10 Ways To Help Protect Your Own Time!

Boss time management – what can you do to help manage your boss’s time? And what can happen if you don’t! In our previous articles on time management we’ve considered different approaches to managing time. These suggested that it’s our use of time, rather than time itself that we need to manage. Crucially, as managers, we need to consider the most productive way to use our time.

One important way to improve our own use of time is to think in terms of boss time management. This is not simply about buying your boss a book on better time management. If you dared! It’s a way of doing two things:

  • Helping your boss to be more effective;
  • Helping you to better control “boss-imposed” time, and its impact on your ability to manage your own time.

What is Boss Time Management?

In Manage Your Boss we talked about strategies for managing up. One of these is trying to manage the way your boss uses your time.

Engaging in this type of activity will ensure your boss’s expectations of how you manage your own time are realistic, understood and agreed.

Boss time managementIt’s generally accepted that managers are subject to demands on their time from four perspectives:

  1. system imposed demands
  2. subordinate imposed demands
  3. self-imposed demands
  4. boss-imposed demands

Unless the manager is careful and disciplined, critical self-imposed time can be almost completely eroded by demands from others in the organisation.
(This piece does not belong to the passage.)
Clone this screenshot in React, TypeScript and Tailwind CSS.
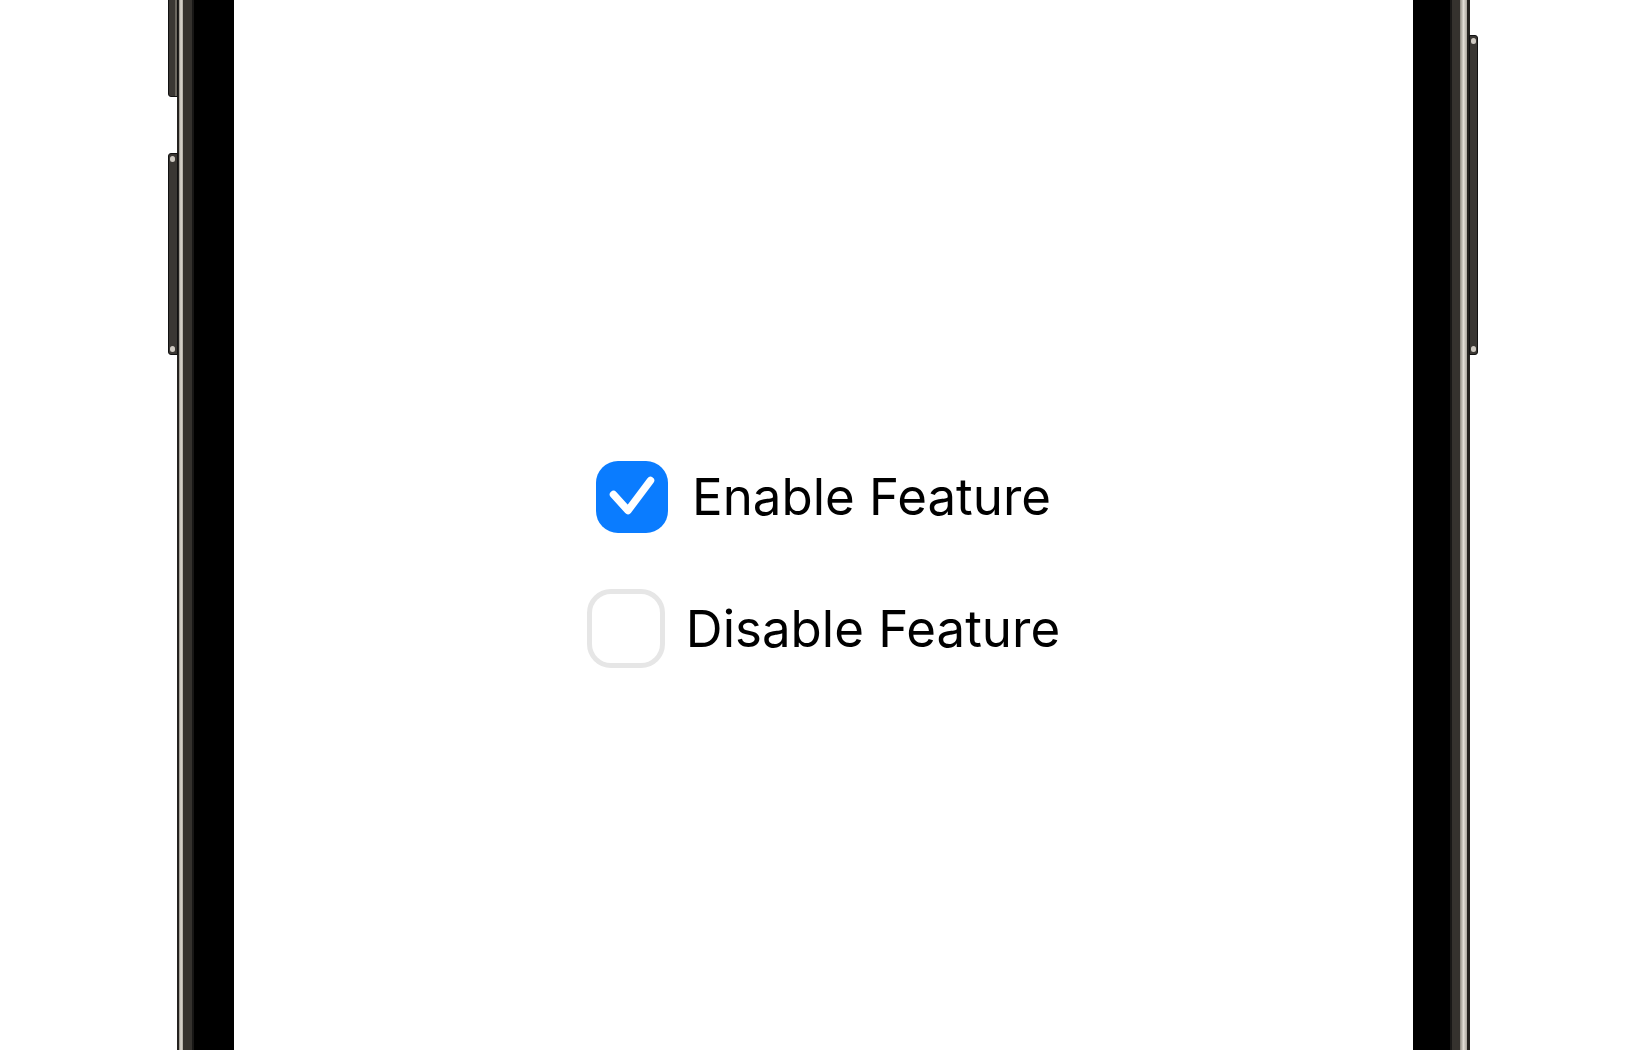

Potentially, the most important of these is the boss. In addition to being well placed to influence demands on your time from subordinates and the system, your boss can impact on your time in two ways. Direct action, such as requesting reports or attendance at a meeting, is a legitimate demand on your time. However, your boss can place extra demands on your time through indirect action.

If you have a boss with poor organisational skills, the impact of unproductive meetings, last minute demands for support, or frequent fire-fighting activity may fall largely on you. A boss with poor time management skills will almost undoubtedly affect your own efficiency. Therefore boss time management is about trying to manage the impact your boss has on the way you manage your own time.

The Key To Boss Time Management? Know Your Boss!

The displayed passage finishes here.